Existence of nonsymmetric logarithmic spiral vortex sheet solutions to the 2D Euler equations
T. Cieślak, P. Kokocki, W. S. Ożański
TL;DR
This work constructs a new family of time-dependent vortex-sheet solutions to the 2D Euler equations, modeled as $M$ concentric logarithmic spirals with nonuniform angular distribution. By reducing the existence problem to a finite-dimensional discrete system and performing a careful asymptotic and matrix-analytic analysis, the authors establish the existence of nonsymmetric spirals for $M\\in\\{2,3,5,7,9\\}$ and $n\\in\\{1,2\\}$, with angles near the explicit $\\overline{\\Theta}$ and nonzero densities. The approach hinges on explicit determinant formulas, a limiting analysis as $a\\to\\infty$, nondegeneracy of the limit angles, and an implicit-function argument supported by a detailed examination of linear independence of key vectors. The results expand the catalogue of rigorous, nontrivial time-dependent vortex-sheet solutions and illuminate the role of angular nondegeneracy in enabling such nonsymmetric configurations, with numerical evidence suggesting the framework extends to all odd $M>9$.
Abstract
We consider solutions of the 2D incompressible Euler equation in the form of $M\geq 1$ cocentric logarithmic spirals. We prove the existence of a generic family of spirals that are nonsymmetric in the sense that the angles of the individual spirals are not uniformly distributed over the unit circle.

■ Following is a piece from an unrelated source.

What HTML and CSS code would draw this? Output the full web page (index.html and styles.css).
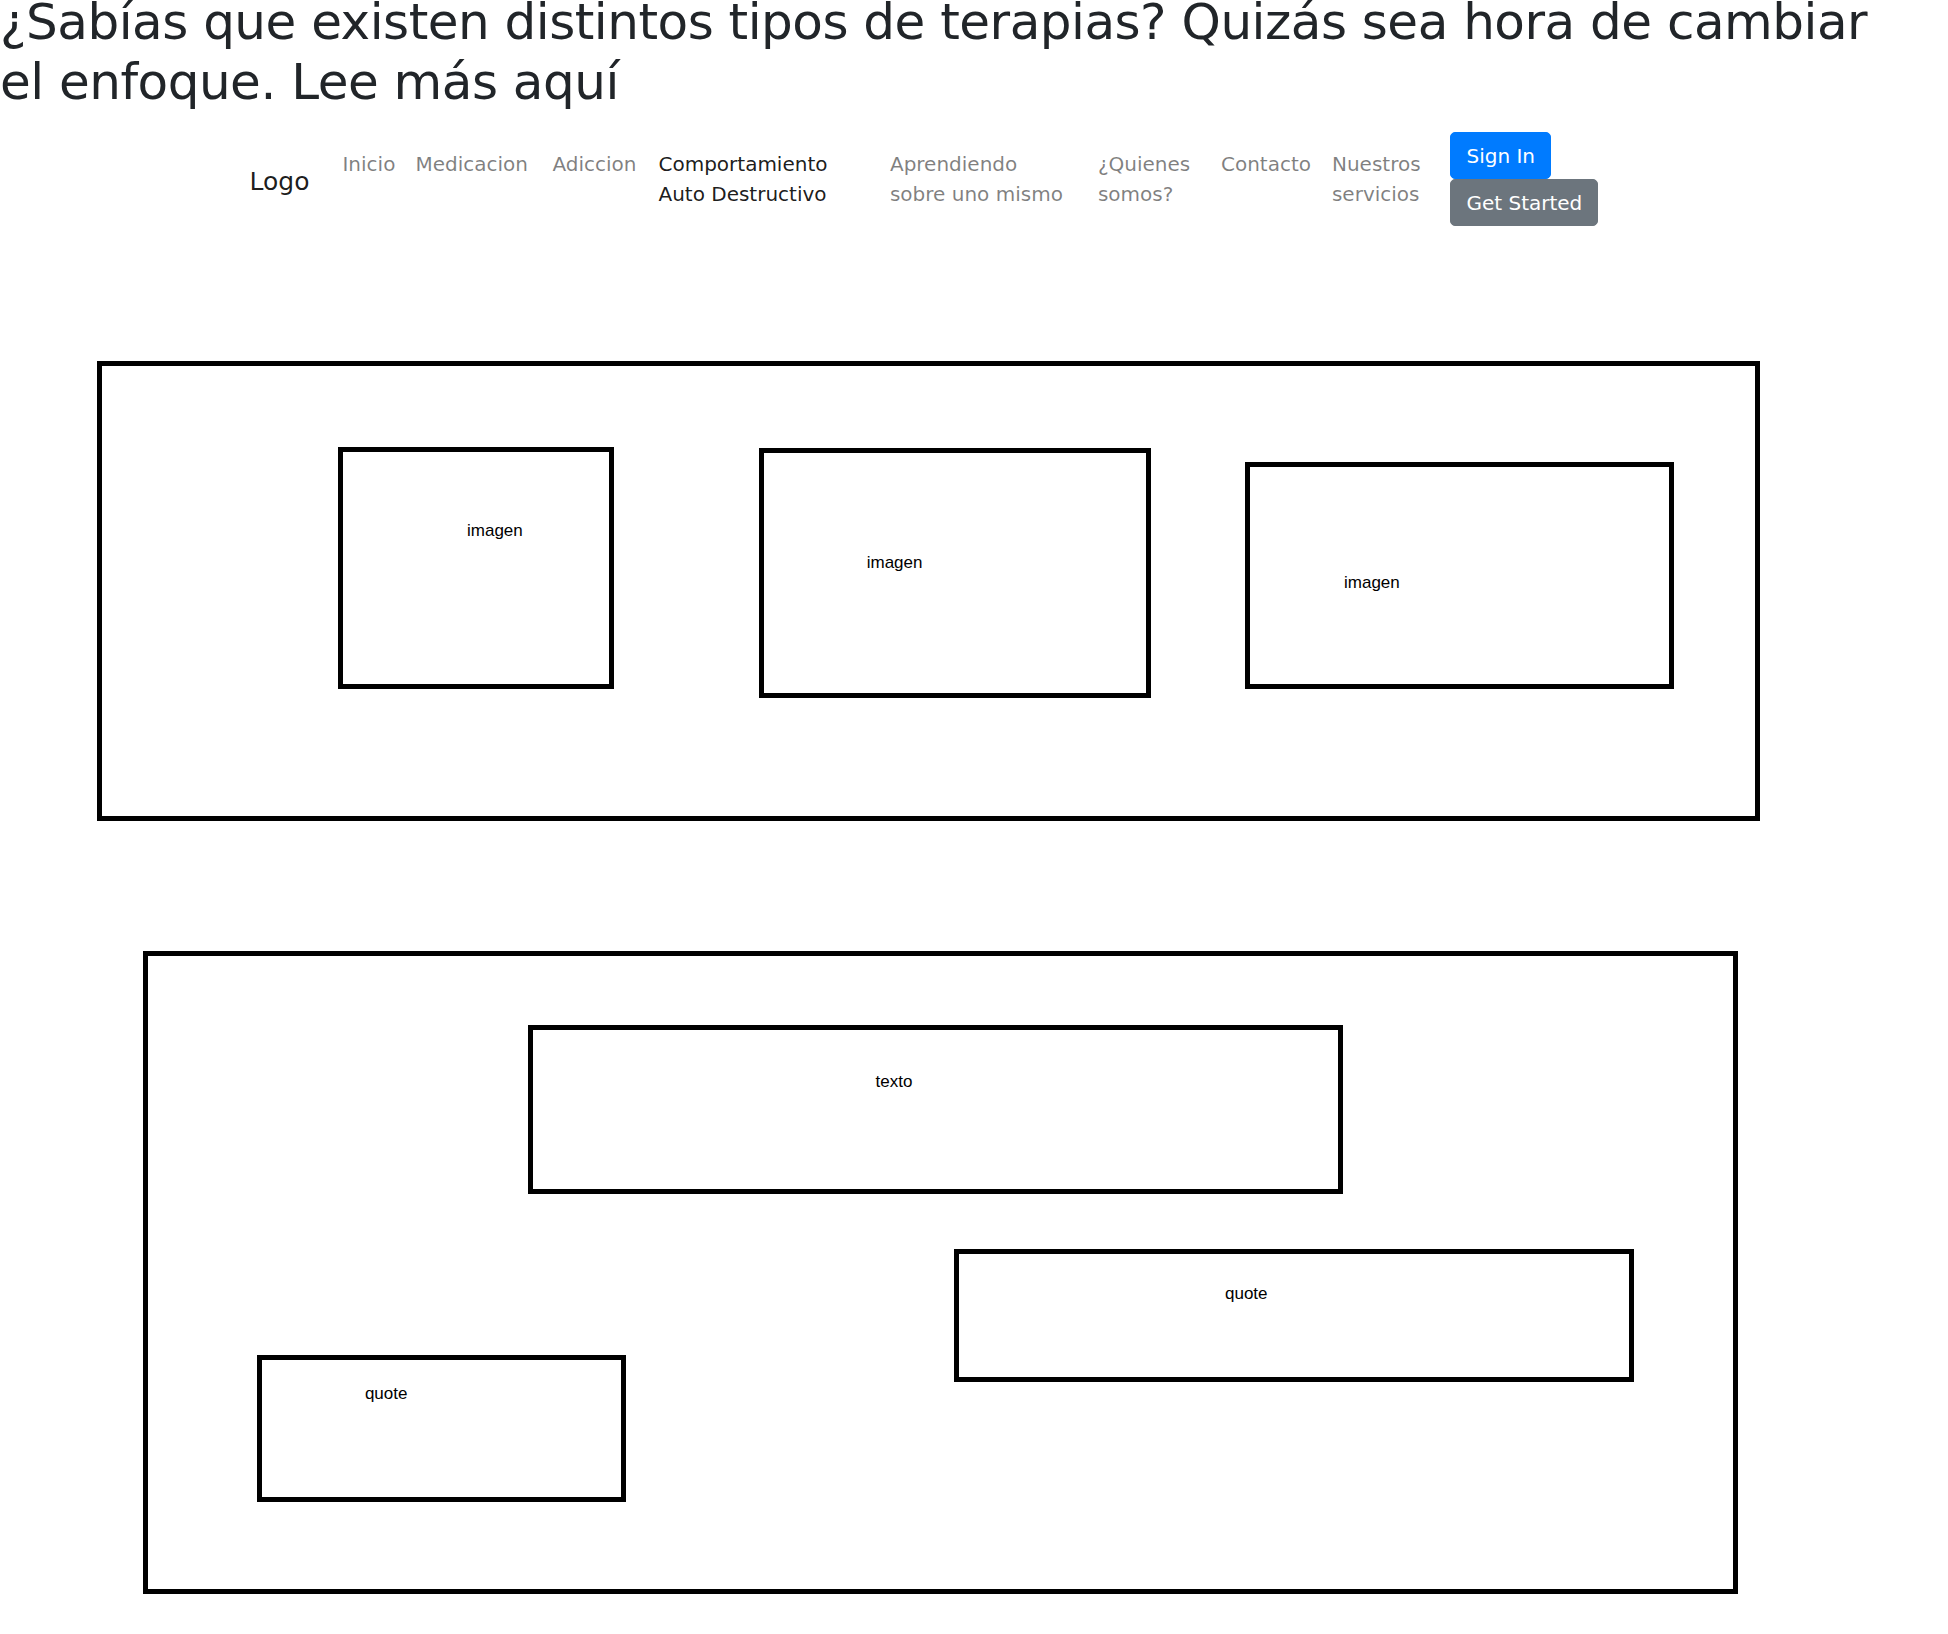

Namely, we show that if $M=2$ or $M\geq 3 $ is an odd integer such that certain non-degeneracy conditions hold, then, for each $n \in \{ 1,2 \}$, there exists a logarithmic spiral with $M$ branches of relative angles arbitrarily close to $\barθ_{k} = knπ/M$ for $k=0,1,\ldots , M-1$, which include halves of the angles of the Alexander spirals. We show that the non-degeneracy conditions are satisfied if $M\in \{ 2, 3,5,7,9 \}$, and that the conditions hold for all odd $M>9$ given a certain gradient matrix is invertible, which appears to be true by numerical computations.